The answer varies depending on where you live. For example, if you're a worker in British Columbia, Manitoba, Newfoundland and Labrador, the Northwest Territories, Nunavut, Québec, Saskatchewan or Yukon, or are covered by federal employment law, the regular workweek is 40 hours a week. While in New Brunswick, there's no standard workweek and no limit on how long you can be required to work. The other provinces fall somewhere in between. Often there are exclusions and rules about whether a worker qualifies for paid overtime. If you're entitled to overtime pay, it's usually calculated at one and a half times your regular wage rate for every hour worked. Unionized workers often have better conditions for overtime work in their collective agreements. Contact us to find out more.
A union contract is the best way to gain more control over your work schedule. Most contracts have rules about how and when schedules are determined. Often workers who have been with the employer for a long time are given preference for hours of work.

Workers have the right to a healthy and safe workplace. Requirements are laid out in workplace health and safety laws, which vary depending on your province and jurisdiction. Generally, workers in Canada have the right to know about workplace hazards and the right to participate in decisions that affect their health and safety at work.

Unionized work sites generally have health and safety requirements that are greater than the minimum legislation. If you need more information about joining a union and/or health and safety regulations in your own province or territory, be sure to get in touch.

Many companies will misclassify employees as independent contractors in order to avoid basic employment and labour standards. This is a good deal for the company because it can ignore rules such as maximum hours of work, overtime, vacation pay, holidays, and termination or severance pay. Employers also skip contributing their share of Employment Insurance (EI), Canada Pension Plan (CPP) and Workers Compensation premiums.

The real tests to figure out whether you're an employee involve an analysis of whether the company controls your work, who owns the tools and equipment for the work and whether the worker has the chance of profit or risk of loss as a result of his or her job. CUPW has brought the cases of many "independent contractors" to labour boards and tribunals. In most cases, the workers were recognized as employees or dependent contractors. We can help you determine whether you're an employee in disguise. Contact us for more information.

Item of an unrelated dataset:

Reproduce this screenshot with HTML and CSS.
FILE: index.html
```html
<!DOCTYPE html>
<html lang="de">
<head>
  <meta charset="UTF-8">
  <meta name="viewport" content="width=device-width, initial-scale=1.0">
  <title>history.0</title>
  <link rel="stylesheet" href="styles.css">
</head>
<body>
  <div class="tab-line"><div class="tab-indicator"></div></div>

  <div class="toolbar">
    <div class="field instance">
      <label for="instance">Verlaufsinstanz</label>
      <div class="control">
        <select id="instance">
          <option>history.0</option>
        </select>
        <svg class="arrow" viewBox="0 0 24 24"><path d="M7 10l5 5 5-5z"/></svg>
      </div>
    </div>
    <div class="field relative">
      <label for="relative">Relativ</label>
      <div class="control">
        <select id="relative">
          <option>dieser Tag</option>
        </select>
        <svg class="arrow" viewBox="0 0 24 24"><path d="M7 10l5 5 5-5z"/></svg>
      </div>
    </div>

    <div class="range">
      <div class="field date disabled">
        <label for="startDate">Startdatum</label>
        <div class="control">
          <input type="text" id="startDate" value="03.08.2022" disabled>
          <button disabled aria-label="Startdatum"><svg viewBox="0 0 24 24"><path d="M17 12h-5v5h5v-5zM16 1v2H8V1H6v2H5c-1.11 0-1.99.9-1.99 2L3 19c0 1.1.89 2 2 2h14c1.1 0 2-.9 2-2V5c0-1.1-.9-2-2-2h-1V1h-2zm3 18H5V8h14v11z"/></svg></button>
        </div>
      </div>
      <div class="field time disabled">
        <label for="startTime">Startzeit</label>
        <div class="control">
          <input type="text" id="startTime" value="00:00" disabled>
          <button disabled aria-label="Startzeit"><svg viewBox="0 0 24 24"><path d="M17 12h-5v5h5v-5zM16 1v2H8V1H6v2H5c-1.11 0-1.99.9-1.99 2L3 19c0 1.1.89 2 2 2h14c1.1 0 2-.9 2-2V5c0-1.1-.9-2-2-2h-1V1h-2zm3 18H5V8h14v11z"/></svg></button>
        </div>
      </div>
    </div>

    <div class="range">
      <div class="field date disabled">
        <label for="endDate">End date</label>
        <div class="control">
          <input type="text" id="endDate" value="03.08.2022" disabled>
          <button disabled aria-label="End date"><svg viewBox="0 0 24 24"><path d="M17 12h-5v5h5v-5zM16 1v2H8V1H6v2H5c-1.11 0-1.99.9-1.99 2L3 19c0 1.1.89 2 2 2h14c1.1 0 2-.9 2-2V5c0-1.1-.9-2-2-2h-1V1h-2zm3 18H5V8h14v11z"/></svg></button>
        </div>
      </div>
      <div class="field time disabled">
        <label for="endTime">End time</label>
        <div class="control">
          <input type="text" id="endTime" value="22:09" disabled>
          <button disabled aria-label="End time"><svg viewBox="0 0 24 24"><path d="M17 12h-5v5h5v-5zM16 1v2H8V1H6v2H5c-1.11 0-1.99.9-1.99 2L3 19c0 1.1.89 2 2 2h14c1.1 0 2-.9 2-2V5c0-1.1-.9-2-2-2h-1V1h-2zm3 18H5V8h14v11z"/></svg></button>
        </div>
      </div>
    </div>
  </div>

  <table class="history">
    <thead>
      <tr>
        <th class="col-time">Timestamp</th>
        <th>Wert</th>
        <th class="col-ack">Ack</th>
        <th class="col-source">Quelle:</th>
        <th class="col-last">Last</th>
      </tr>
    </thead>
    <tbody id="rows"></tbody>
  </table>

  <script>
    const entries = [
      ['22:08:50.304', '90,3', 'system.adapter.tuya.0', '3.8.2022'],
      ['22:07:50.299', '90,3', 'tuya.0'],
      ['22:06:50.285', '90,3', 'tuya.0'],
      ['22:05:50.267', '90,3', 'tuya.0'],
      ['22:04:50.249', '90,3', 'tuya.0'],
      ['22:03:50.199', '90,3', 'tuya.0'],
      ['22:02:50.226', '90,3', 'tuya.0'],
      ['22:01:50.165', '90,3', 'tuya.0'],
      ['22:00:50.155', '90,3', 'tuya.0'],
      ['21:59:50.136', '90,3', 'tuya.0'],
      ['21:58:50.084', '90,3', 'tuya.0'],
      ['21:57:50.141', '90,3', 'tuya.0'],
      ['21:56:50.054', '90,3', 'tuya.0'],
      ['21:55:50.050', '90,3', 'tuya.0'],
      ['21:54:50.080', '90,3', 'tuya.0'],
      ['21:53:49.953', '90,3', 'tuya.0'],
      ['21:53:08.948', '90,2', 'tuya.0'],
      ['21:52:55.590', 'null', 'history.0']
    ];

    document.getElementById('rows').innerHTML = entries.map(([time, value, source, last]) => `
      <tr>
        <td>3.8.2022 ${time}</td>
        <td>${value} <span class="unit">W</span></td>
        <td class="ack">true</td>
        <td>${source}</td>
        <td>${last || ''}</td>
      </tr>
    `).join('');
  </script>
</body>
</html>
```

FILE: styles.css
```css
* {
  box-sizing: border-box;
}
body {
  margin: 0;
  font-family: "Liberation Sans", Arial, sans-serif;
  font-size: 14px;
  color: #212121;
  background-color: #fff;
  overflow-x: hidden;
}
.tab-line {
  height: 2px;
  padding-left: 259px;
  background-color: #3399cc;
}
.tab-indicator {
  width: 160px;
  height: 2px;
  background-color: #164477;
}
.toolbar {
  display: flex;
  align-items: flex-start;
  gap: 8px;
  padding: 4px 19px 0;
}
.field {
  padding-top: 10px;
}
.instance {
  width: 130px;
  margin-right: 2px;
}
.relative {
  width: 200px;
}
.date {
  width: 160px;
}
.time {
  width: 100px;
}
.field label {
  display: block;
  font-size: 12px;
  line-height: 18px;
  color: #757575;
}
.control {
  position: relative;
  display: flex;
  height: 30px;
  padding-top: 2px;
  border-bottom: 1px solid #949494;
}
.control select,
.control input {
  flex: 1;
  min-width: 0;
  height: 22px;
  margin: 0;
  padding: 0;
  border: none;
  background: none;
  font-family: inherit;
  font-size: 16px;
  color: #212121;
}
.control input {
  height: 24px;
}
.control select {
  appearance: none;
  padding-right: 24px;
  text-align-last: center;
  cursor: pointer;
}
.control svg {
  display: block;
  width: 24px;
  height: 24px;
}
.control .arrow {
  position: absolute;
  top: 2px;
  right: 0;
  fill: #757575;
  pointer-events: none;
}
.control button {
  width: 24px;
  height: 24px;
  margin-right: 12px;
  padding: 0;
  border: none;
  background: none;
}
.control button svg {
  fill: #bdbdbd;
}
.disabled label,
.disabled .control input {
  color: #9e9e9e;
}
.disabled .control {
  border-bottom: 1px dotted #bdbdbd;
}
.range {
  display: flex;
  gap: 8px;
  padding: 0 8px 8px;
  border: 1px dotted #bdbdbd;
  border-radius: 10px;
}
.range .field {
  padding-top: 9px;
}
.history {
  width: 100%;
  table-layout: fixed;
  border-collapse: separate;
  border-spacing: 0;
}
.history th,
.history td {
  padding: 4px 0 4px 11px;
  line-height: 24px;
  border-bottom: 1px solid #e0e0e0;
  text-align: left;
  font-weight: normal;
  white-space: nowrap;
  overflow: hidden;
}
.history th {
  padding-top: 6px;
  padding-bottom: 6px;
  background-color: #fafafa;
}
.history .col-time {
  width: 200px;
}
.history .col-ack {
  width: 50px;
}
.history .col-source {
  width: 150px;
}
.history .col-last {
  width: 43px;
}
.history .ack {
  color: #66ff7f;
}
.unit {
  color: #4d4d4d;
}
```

There's definitely something you can do. All thirteen jurisdictions in the country have some type of equal pay requirements in human rights legislation, employment standards legislation, and/or pay equity legislation. We can help you evaluate your options. Call us if you think women who are doing similar work in your workplace are getting paid less than men.

Unions are also a great way to reduce the difference between what men and women get paid. Women earn 94% as much as their male counterparts in unionized jobs. The figure for women in non-union work is a measly 79%.

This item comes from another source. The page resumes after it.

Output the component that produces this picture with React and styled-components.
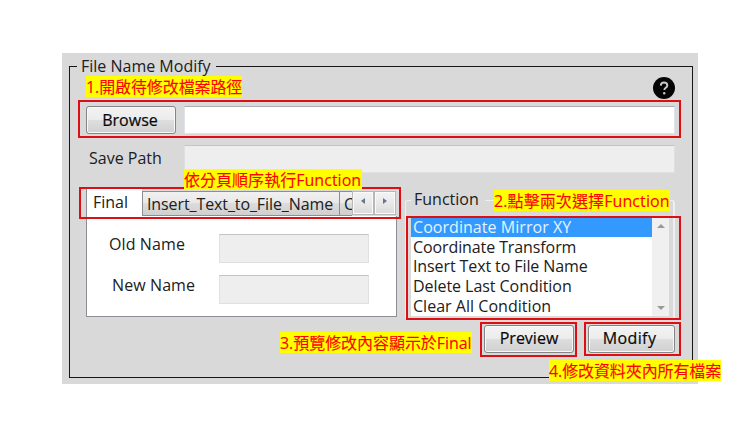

Yes, you should be getting vacation. In Canada, nearly every worker has the right to an annual paid vacation. In most jurisdictions, any worker who has been working at their job for more than one year is entitled to two weeks of paid vacation each year. Vacation pay is usually set at 4% of your earnings in the year you have the right to a paid vacation. Also, in general, laws require that vacation pay be delivered no later than the day before the vacation is to begin. Call us for more information.

Organizing a union in your workplace

Workers in Canada are free to join a union and participate in union activities by law. It's against the law for employers or supervisors to interfere in your decision to join a union. If your boss makes threats, promises or discriminates, we can go to the labour board to protect your rights.
Your employer will never see the union membership cards. By law, these cards are entirely confidential.

What about union dues?

When CUPW members pay dues we are pooling our resources in order to secure real protections and better working conditions in our workplaces. These dues cover costs such as negotiating a union contract that will regularly improve your wages and working conditions, grievances in case your employer violates your rights, communication from the union on key issues and union education for members.
CUPW members do not pay dues until they have a signed collective agreement. This first contract must be approved by the members in your workplace.
CUPW dues are directly linked to your hourly wage. CUPW members pay approximately three hours worth of wages per month, averaged over the month for those of us who work on commission or salary.

Being a union member

A union gives you a voice and strength at work. One of the key things a union can do for you is to negotiate with your employer for improved wages and working conditions in a union contract. Every few years, representatives from your workplace, the union and the employer will meet to bargain a new collective agreement. These contracts help address the problems in your workplace. What is difficult for one person to do is much easier when done collectively.
Over 97% of all collective agreements are negotiated without a strike or lock-out. Strikes are the exception, not the rule. Only you and your co-workers make the decision about whether or not to strike.
First you can get involved through helping organize a union in your workplace. We'll help you every step of the way. Call us for more information. Once you've joined CUPW, you can become involved in many different ways. CUPW is made strong by a network of active and involved members. You can choose to run in the election to be the local president, secretary-treasurer, shop steward or health and safety representative. You can participate in union education sessions. Or you can participate by attending and speaking at your local union meetings.